The former priest’s death came less than a month after the Inquirer and Daily News approached Brzyski for an interview at the Dallas apartment complex where he was living. Brzyski declined to talk.
He abruptly left his apartment on Sept. 1 and booked the first-floor motel room for one month, the clerk said. As proof of identity, he brandished a U.S. passport issued in Pennsylvania. He paid using a credit card.
Brzyski, 66, had been something of a nomad, with addresses across the country, since a lacerating 2005 Philadelphia grand jury report labeled the son of a police officer as among the most brutal abusers to wear a Catholic clerical collar in Philadelphia. Ordained in 1977, he allegedly raped or molested possibly more than 100 children, the grand jury asserted.
His alleged victims included boys as young as 10 during his only two assignments as a parish priest, at Saint John the Evangelist in Lower Makefield, which he joined in 1977, and St. Cecilia’s in the Fox Chase section of Northeast Philadelphia, where he became an associate pastor in 1981. The late Cardinal John Krol once described Brzyski’s conduct as that of a “wolf in sheep’s clothing.”
But, like 62 other priests the grand jury said abused hundreds of children over decades in the five-county archdiocese, Brzyski was never criminally charged or prosecuted. After top archdiocesan officials learned about his assaults, Brzyski admitted to acts of sexual misconduct, and he was sent to a Catholic treatment center, where a top clinician said the priest manifested pedophilia.
Brzyski walked out on treatment, however, and refused to stay in ministry. Church officials chose not to report him to law enforcement and only told parishioners at St. Cecilia’s that he had left for medical reasons. The church further issued a policy instructing that no effort be made to locate victims from St. Cecilia’s, the grand jury found.
By the time prosecutors conducted their expansive probe of clergy abuse decades later, the statute of limitations had expired, barring the filing of criminal charges or any lawsuits against him or the church that had once overseen him.
Will Spade, a former member of the team of prosecutors who worked the grand jury probe, described news of Brzyski’s death as the end of “a very long period” of frustration.
“You could never prosecute the guy for the things that he had done because of the statute, and the difficulty of getting victims to come forward when they were young enough and in the statute,” said Spade, now in private practice. “You can’t come up with the proper words to describe how awful he was and how much damage he did.”
In the ensuing years, Brzyski appeared to roam the country. Public records — and occasional news clips about him — indicated stops in Virginia, Wisconsin, and eventually Texas.
Neighbors there said he had moved into his ground-floor apartment in Dallas about three years ago. Vivian Galbraith, whom Brzyski had considered a friend, said she received a Wednesday afternoon phone call from an investigator with the Medical Examiner’s Office, who wanted to know details about Brzyski’s background.

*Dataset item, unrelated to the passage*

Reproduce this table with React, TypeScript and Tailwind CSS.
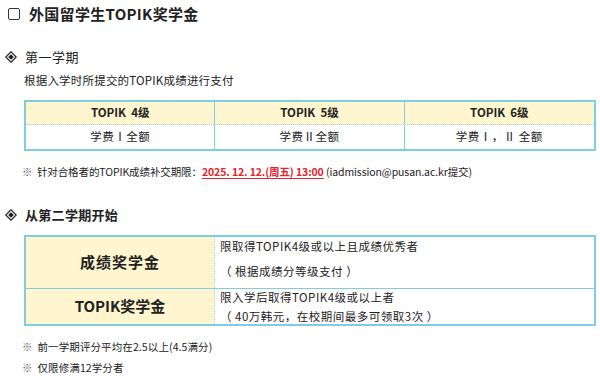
import React from "react";

const font = { fontFamily: '"Noto Sans CJK SC", "Noto Sans", sans-serif' };

function Diamond() {
  return (
    <svg width="12" height="12" viewBox="0 0 12 12" className="shrink-0">
      <path d="M6 0.8 L11.2 6 L6 11.2 L0.8 6 Z" fill="none" stroke="#222" strokeWidth="1.2" />
      <path d="M6 3.2 L8.8 6 L6 8.8 L3.2 6 Z" fill="#222" />
    </svg>
  );
}

export default function App() {
  return (
    <div className="w-[600px] h-[380px] bg-white text-[#222] overflow-hidden" style={font}>
      {/* Title */}
      <div className="flex items-center h-[26px] pt-[1px] pl-[8px]">
        <div className="w-[12px] h-[12px] border-[1.5px] border-[#333] rounded-[2px] mr-[9px]" />
        <div className="text-[15px] font-bold leading-[20px] tracking-[0.3px]">外国留学生TOPIK奖学金</div>
      </div>

      {/* Section 1 */}
      <div className="flex items-center h-[20px] mt-[21px] pl-[5px]">
        <Diamond />
        <span className="ml-[8px] text-[13px] leading-[18px] tracking-[0.5px]">第一学期</span>
      </div>
      <div className="pl-[24px] mt-[3px] text-[11.5px] leading-[20px] tracking-[0.2px]">
        根据入学时所提交的TOPIK成绩进行支付
      </div>

      {/* Table 1 */}
      <div className="ml-[24px] mr-[4px] mt-[10px] border-2 border-[#7dcde3] text-[11.5px]">
        <div className="grid grid-cols-3 bg-[#fff6cf] border-b border-dotted border-[#9bd7e8] h-[23px] font-bold">
          <div className="flex items-center justify-center border-r border-[#7dcde3]">TOPIK&nbsp;&nbsp;4级</div>
          <div className="flex items-center justify-center border-r border-[#7dcde3]">TOPIK&nbsp;&nbsp;5级</div>
          <div className="flex items-center justify-center">TOPIK&nbsp;&nbsp;6级</div>
        </div>
        <div className="grid grid-cols-3 h-[24px] tracking-[0.5px]">
          <div className="flex items-center justify-center border-r border-[#7dcde3]">学费Ⅰ全额</div>
          <div className="flex items-center justify-center border-r border-[#7dcde3]">学费Ⅱ全额</div>
          <div className="flex items-center justify-center">学费Ⅰ，Ⅱ&nbsp;全额</div>
        </div>
      </div>

      {/* Note */}
      <div className="pl-[22px] mt-[11px] text-[10.5px] leading-[20px] tracking-[-0.1px] whitespace-nowrap">
        <span className="text-[#555]">※</span>&nbsp;&nbsp;针对合格者的TOPIK成绩补交期限：
        <span className="text-[#e8202a] font-bold underline underline-offset-2">2025. 12. 12.(周五) 13:00</span>
        <span> (iadmission@pusan.ac.kr提交)</span>
      </div>

      {/* Section 2 */}
      <div className="flex items-center h-[20px] mt-[23px] pl-[5px]">
        <Diamond />
        <span className="ml-[8px] text-[13px] font-bold leading-[18px] tracking-[0.3px]">从第二学期开始</span>
      </div>

      {/* Table 2 */}
      <div className="ml-[24px] mr-[4px] mt-[10px] border-2 border-[#7dcde3] text-[11.5px]">
        <div className="flex h-[52px] border-b border-[#7dcde3]">
          <div className="w-[189px] shrink-0 bg-[#fff6cf] flex items-center justify-center border-r border-dotted border-[#9bd7e8] text-[15px] font-bold tracking-[1px]">
            成绩奖学金
          </div>
          <div className="flex flex-col pl-[5px] tracking-[0.5px] leading-[18px]">
            <div>限取得TOPIK4级或以上且成绩优秀者</div>
            <div className="mt-[7px]">（ 根据成绩分等级支付 ）</div>
          </div>
        </div>
        <div className="flex h-[35px]">
          <div className="w-[189px] shrink-0 bg-[#fff6cf] flex items-center justify-center border-r border-dotted border-[#9bd7e8] text-[15px] font-bold">
            TOPIK奖学金
          </div>
          <div className="flex flex-col pl-[5px] tracking-[0.5px] leading-[17px]">
            <div>限入学后取得TOPIK4级或以上者</div>
            <div className="mt-[2px]">（ 40万韩元，在校期间最多可领取3次 ）</div>
          </div>
        </div>
      </div>

      {/* Notes */}
      <div className="pl-[22px] mt-[10px] text-[10.5px] leading-[21px] tracking-[0.1px]">
        <div><span className="text-[#555]">※</span>&nbsp;&nbsp;前一学期评分平均在2.5以上(4.5满分)</div>
        <div><span className="text-[#555]">※</span>&nbsp;&nbsp;仅限修满12学分者</div>
      </div>
    </div>
  );
}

“I told him where he lived, his apartment, and I also told him that he filled out official paperwork to have his body donated to medical research,” Galbraith said in a phone interview.
Fort Worth homicide investigators on Wednesday said they did not believe foul play was involved. The Tarrant County Medical Examiner’s Office had not yet determined cause of death and did not expect to have official confirmation of the man’s identity until at least Thursday, said the agency’s administrative director, Ron Singer.
“There isn’t anything to suggest that someone else did this to him,” Detective Tom O’Brien said.
Though Brzyski was believed to have many victims, only a small handful ever spoke publicly of allegations against him. The most vocal to date, John Delaney, a St. Cecilia’s grade-school student in the 1980s, when years of alleged abuse began, was so shocked to hear the news he said he did not know “what I’m supposed to feel.”
“I’m going through a lot of emotions right now,” Delaney said. “This man tortured me for years and years.”
Delaney went public after release of the grand jury report. But he more recently began speaking out again about his plight, particularly as advocates fought in 2016 to change state law to allow past victims to sue for what happened to them as children. He said he had hoped the publicity had put pressure on the man who has tormented his thoughts for decades. Now, Brzyski was dead.
“I feel cheated,” he said, “I feel a little guilty.”